> _Stored data_:
───
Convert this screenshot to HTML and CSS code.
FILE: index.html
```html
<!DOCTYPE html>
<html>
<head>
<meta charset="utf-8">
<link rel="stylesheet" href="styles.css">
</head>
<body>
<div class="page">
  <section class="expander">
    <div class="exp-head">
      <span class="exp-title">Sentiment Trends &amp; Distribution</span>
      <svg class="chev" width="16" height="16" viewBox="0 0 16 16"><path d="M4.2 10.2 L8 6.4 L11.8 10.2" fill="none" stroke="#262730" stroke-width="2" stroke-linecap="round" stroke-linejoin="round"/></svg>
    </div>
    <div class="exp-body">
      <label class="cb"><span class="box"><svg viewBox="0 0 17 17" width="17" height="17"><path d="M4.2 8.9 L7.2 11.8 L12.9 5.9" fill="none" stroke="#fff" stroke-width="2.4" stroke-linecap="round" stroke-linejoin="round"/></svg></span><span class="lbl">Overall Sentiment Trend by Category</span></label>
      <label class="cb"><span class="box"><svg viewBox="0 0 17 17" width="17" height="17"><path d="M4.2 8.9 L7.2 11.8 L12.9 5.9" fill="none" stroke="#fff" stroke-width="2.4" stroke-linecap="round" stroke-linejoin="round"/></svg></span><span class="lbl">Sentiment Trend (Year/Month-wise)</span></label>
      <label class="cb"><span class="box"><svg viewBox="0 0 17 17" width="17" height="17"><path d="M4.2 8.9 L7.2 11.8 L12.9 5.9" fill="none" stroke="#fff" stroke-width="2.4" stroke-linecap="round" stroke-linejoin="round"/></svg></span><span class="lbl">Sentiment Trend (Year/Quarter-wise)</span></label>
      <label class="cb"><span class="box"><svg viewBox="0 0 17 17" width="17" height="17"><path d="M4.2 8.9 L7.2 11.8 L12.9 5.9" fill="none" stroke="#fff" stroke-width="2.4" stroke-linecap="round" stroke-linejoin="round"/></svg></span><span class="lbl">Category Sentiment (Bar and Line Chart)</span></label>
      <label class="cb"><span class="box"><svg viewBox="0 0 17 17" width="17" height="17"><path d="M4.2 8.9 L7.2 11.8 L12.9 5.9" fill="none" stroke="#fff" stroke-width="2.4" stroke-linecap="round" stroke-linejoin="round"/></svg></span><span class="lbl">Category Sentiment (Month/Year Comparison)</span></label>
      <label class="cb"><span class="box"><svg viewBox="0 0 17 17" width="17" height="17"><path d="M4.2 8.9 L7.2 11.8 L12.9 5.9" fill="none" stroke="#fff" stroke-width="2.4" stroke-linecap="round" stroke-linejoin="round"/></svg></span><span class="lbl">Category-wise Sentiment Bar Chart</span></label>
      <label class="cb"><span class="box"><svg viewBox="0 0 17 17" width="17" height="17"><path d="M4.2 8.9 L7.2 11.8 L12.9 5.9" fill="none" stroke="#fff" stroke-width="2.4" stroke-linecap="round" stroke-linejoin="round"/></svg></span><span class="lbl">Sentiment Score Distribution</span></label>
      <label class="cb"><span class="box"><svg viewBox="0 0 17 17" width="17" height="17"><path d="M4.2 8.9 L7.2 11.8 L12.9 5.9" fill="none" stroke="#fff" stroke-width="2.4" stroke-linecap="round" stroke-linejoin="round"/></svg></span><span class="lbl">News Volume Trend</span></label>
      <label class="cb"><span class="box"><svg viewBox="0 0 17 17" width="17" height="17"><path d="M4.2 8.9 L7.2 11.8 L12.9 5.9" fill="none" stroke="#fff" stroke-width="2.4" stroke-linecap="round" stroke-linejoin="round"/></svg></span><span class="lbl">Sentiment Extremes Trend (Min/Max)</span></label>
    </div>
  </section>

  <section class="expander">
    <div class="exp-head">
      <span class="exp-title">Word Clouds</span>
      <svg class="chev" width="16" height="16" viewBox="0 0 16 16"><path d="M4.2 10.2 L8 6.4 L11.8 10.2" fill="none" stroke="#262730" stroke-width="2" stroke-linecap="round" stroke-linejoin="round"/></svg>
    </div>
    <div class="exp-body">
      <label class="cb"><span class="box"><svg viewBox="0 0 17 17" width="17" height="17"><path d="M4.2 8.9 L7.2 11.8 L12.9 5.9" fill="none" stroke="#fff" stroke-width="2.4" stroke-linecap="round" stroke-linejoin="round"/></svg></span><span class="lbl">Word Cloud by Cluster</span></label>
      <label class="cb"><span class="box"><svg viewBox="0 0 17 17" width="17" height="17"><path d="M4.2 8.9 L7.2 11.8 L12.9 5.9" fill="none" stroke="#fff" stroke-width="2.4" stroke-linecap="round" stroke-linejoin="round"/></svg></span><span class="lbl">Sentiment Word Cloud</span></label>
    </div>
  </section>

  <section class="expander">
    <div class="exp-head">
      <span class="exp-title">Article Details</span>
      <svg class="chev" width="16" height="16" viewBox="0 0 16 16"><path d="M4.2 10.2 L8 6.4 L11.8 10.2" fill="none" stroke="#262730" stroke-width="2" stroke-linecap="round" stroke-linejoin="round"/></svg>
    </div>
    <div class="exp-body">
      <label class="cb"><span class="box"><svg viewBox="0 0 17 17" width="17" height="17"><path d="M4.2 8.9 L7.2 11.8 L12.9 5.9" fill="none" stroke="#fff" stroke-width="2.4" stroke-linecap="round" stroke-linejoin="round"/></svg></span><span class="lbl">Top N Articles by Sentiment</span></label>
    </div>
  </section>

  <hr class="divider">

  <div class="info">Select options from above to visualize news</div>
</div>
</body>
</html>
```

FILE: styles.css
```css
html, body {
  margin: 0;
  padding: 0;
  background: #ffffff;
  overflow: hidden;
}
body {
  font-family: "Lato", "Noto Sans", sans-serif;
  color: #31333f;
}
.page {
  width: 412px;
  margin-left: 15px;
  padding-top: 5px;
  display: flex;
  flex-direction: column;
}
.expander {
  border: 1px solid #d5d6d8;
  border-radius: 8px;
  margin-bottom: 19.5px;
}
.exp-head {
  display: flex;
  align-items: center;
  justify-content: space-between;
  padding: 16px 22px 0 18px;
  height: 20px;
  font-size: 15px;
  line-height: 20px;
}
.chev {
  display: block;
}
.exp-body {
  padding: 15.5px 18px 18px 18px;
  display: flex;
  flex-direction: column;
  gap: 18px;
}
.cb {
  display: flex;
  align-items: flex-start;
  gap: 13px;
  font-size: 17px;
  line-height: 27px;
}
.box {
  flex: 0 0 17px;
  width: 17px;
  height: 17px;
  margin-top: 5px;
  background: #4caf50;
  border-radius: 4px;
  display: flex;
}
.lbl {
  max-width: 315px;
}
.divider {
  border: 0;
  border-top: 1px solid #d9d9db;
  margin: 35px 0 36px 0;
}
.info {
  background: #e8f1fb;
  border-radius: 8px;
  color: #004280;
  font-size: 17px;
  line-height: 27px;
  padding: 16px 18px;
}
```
───
> _The request_: Reproduce the full listing word for word.

> _Expected answer_:
Convert this screenshot to HTML and CSS code.
FILE: index.html
```html
<!DOCTYPE html>
<html>
<head>
<meta charset="utf-8">
<link rel="stylesheet" href="styles.css">
</head>
<body>
<div class="page">
  <section class="expander">
    <div class="exp-head">
      <span class="exp-title">Sentiment Trends &amp; Distribution</span>
      <svg class="chev" width="16" height="16" viewBox="0 0 16 16"><path d="M4.2 10.2 L8 6.4 L11.8 10.2" fill="none" stroke="#262730" stroke-width="2" stroke-linecap="round" stroke-linejoin="round"/></svg>
    </div>
    <div class="exp-body">
      <label class="cb"><span class="box"><svg viewBox="0 0 17 17" width="17" height="17"><path d="M4.2 8.9 L7.2 11.8 L12.9 5.9" fill="none" stroke="#fff" stroke-width="2.4" stroke-linecap="round" stroke-linejoin="round"/></svg></span><span class="lbl">Overall Sentiment Trend by Category</span></label>
      <label class="cb"><span class="box"><svg viewBox="0 0 17 17" width="17" height="17"><path d="M4.2 8.9 L7.2 11.8 L12.9 5.9" fill="none" stroke="#fff" stroke-width="2.4" stroke-linecap="round" stroke-linejoin="round"/></svg></span><span class="lbl">Sentiment Trend (Year/Month-wise)</span></label>
      <label class="cb"><span class="box"><svg viewBox="0 0 17 17" width="17" height="17"><path d="M4.2 8.9 L7.2 11.8 L12.9 5.9" fill="none" stroke="#fff" stroke-width="2.4" stroke-linecap="round" stroke-linejoin="round"/></svg></span><span class="lbl">Sentiment Trend (Year/Quarter-wise)</span></label>
      <label class="cb"><span class="box"><svg viewBox="0 0 17 17" width="17" height="17"><path d="M4.2 8.9 L7.2 11.8 L12.9 5.9" fill="none" stroke="#fff" stroke-width="2.4" stroke-linecap="round" stroke-linejoin="round"/></svg></span><span class="lbl">Category Sentiment (Bar and Line Chart)</span></label>
      <label class="cb"><span class="box"><svg viewBox="0 0 17 17" width="17" height="17"><path d="M4.2 8.9 L7.2 11.8 L12.9 5.9" fill="none" stroke="#fff" stroke-width="2.4" stroke-linecap="round" stroke-linejoin="round"/></svg></span><span class="lbl">Category Sentiment (Month/Year Comparison)</span></label>
      <label class="cb"><span class="box"><svg viewBox="0 0 17 17" width="17" height="17"><path d="M4.2 8.9 L7.2 11.8 L12.9 5.9" fill="none" stroke="#fff" stroke-width="2.4" stroke-linecap="round" stroke-linejoin="round"/></svg></span><span class="lbl">Category-wise Sentiment Bar Chart</span></label>
      <label class="cb"><span class="box"><svg viewBox="0 0 17 17" width="17" height="17"><path d="M4.2 8.9 L7.2 11.8 L12.9 5.9" fill="none" stroke="#fff" stroke-width="2.4" stroke-linecap="round" stroke-linejoin="round"/></svg></span><span class="lbl">Sentiment Score Distribution</span></label>
      <label class="cb"><span class="box"><svg viewBox="0 0 17 17" width="17" height="17"><path d="M4.2 8.9 L7.2 11.8 L12.9 5.9" fill="none" stroke="#fff" stroke-width="2.4" stroke-linecap="round" stroke-linejoin="round"/></svg></span><span class="lbl">News Volume Trend</span></label>
      <label class="cb"><span class="box"><svg viewBox="0 0 17 17" width="17" height="17"><path d="M4.2 8.9 L7.2 11.8 L12.9 5.9" fill="none" stroke="#fff" stroke-width="2.4" stroke-linecap="round" stroke-linejoin="round"/></svg></span><span class="lbl">Sentiment Extremes Trend (Min/Max)</span></label>
    </div>
  </section>

  <section class="expander">
    <div class="exp-head">
      <span class="exp-title">Word Clouds</span>
      <svg class="chev" width="16" height="16" viewBox="0 0 16 16"><path d="M4.2 10.2 L8 6.4 L11.8 10.2" fill="none" stroke="#262730" stroke-width="2" stroke-linecap="round" stroke-linejoin="round"/></svg>
    </div>
    <div class="exp-body">
      <label class="cb"><span class="box"><svg viewBox="0 0 17 17" width="17" height="17"><path d="M4.2 8.9 L7.2 11.8 L12.9 5.9" fill="none" stroke="#fff" stroke-width="2.4" stroke-linecap="round" stroke-linejoin="round"/></svg></span><span class="lbl">Word Cloud by Cluster</span></label>
      <label class="cb"><span class="box"><svg viewBox="0 0 17 17" width="17" height="17"><path d="M4.2 8.9 L7.2 11.8 L12.9 5.9" fill="none" stroke="#fff" stroke-width="2.4" stroke-linecap="round" stroke-linejoin="round"/></svg></span><span class="lbl">Sentiment Word Cloud</span></label>
    </div>
  </section>

  <section class="expander">
    <div class="exp-head">
      <span class="exp-title">Article Details</span>
      <svg class="chev" width="16" height="16" viewBox="0 0 16 16"><path d="M4.2 10.2 L8 6.4 L11.8 10.2" fill="none" stroke="#262730" stroke-width="2" stroke-linecap="round" stroke-linejoin="round"/></svg>
    </div>
    <div class="exp-body">
      <label class="cb"><span class="box"><svg viewBox="0 0 17 17" width="17" height="17"><path d="M4.2 8.9 L7.2 11.8 L12.9 5.9" fill="none" stroke="#fff" stroke-width="2.4" stroke-linecap="round" stroke-linejoin="round"/></svg></span><span class="lbl">Top N Articles by Sentiment</span></label>
    </div>
  </section>

  <hr class="divider">

  <div class="info">Select options from above to visualize news</div>
</div>
</body>
</html>
```

FILE: styles.css
```css
html, body {
  margin: 0;
  padding: 0;
  background: #ffffff;
  overflow: hidden;
}
body {
  font-family: "Lato", "Noto Sans", sans-serif;
  color: #31333f;
}
.page {
  width: 412px;
  margin-left: 15px;
  padding-top: 5px;
  display: flex;
  flex-direction: column;
}
.expander {
  border: 1px solid #d5d6d8;
  border-radius: 8px;
  margin-bottom: 19.5px;
}
.exp-head {
  display: flex;
  align-items: center;
  justify-content: space-between;
  padding: 16px 22px 0 18px;
  height: 20px;
  font-size: 15px;
  line-height: 20px;
}
.chev {
  display: block;
}
.exp-body {
  padding: 15.5px 18px 18px 18px;
  display: flex;
  flex-direction: column;
  gap: 18px;
}
.cb {
  display: flex;
  align-items: flex-start;
  gap: 13px;
  font-size: 17px;
  line-height: 27px;
}
.box {
  flex: 0 0 17px;
  width: 17px;
  height: 17px;
  margin-top: 5px;
  background: #4caf50;
  border-radius: 4px;
  display: flex;
}
.lbl {
  max-width: 315px;
}
.divider {
  border: 0;
  border-top: 1px solid #d9d9db;
  margin: 35px 0 36px 0;
}
.info {
  background: #e8f1fb;
  border-radius: 8px;
  color: #004280;
  font-size: 17px;
  line-height: 27px;
  padding: 16px 18px;
}
```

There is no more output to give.